Carolina Morace, 57 anni, è stata la prima donna ad allenare una squadra di calcio maschile nel nostro Paese, la Viterbese in C1. Era il 1999. Una donna determinata, pronta a combattere, che non ha paura di niente e nessuno. C’è, però, una battaglia che sembra essere persa in partenza: «La nostra società è omofoba e razzista – ha detto a Radio anch’io sport su Rai RadioUno – e questo è sotto gli occhi di chi, come me, ha vissuto all’estero. Succede la stessa cosa nella politica e nel giornalismo, c’è ancora gente che si deve nascondere e questo ci fa stare indietro agli altri Paesi nel rispetto delle diversità. Noi siamo un popolo troppo abituato a giudicare se una donna è grassa o bella e questo ci fa rimanere chiusi nel nostro “piccolo mondo”».

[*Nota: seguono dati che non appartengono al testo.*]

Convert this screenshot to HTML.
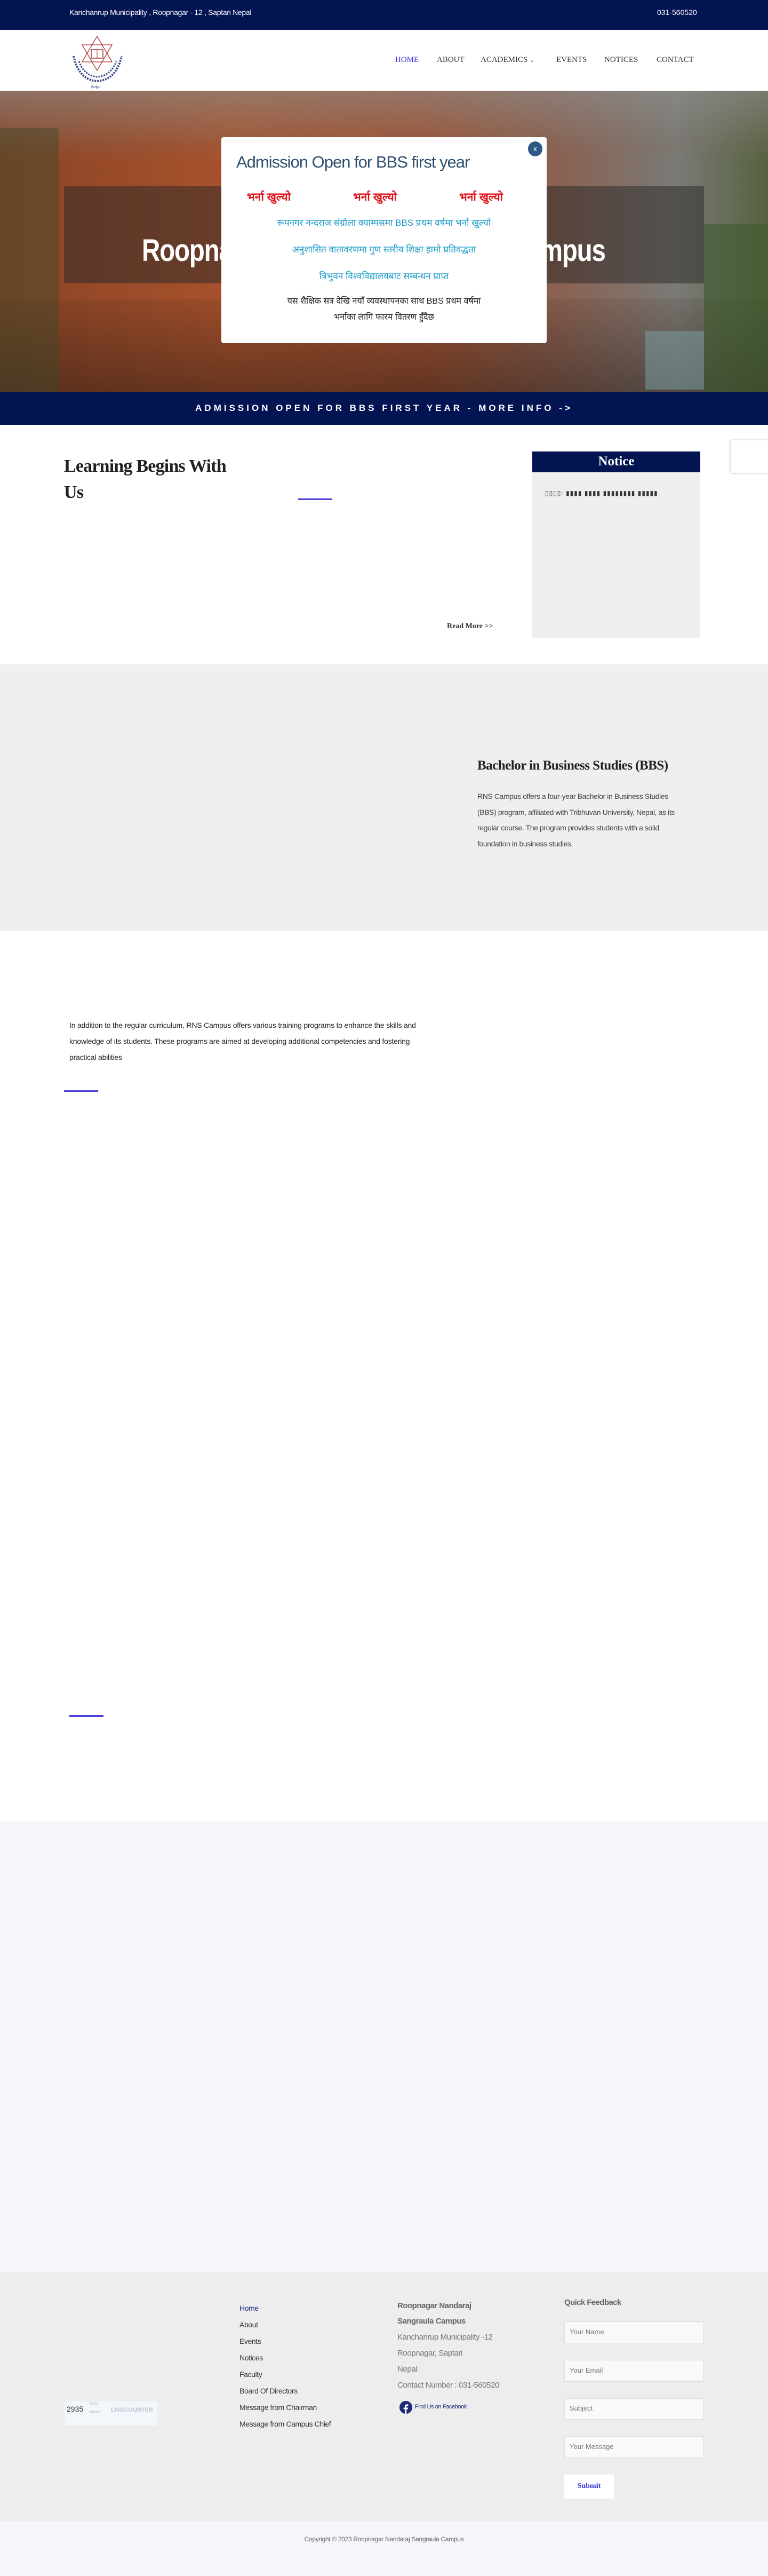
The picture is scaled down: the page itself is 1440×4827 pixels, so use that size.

«Per poter allenare, noi donne abbiamo bisogno di un background incredibile»
La Morace, ex attaccante della Nazionale, anni fa ha fatto coming out: è sposata con una donna. Ha giocato con la maglia biancoceleste dal 1982 al 1984 e poi dal 1987 al 1989. Oggi, invece, è a capo della squadra femminile della Lazio in serie B. Rivedere una donna su una panchina all’interno di una squadra composta da soli uomini – come è stato nel suo caso – è possibile o resta solo un’utopia? «La rivedremo quando chi sceglierà, lo farà con più attenzione. Per poter allenare, noi donne abbiamo bisogno di un background incredibile». Ad aggravare ancor di più la situazione c’è anche la pandemia: «Il Covid ha causato un danno enorme a tutto il calcio. Oggi vanno tutti a giocare a tennis o a padel e questo è un allarme per il nostro sport».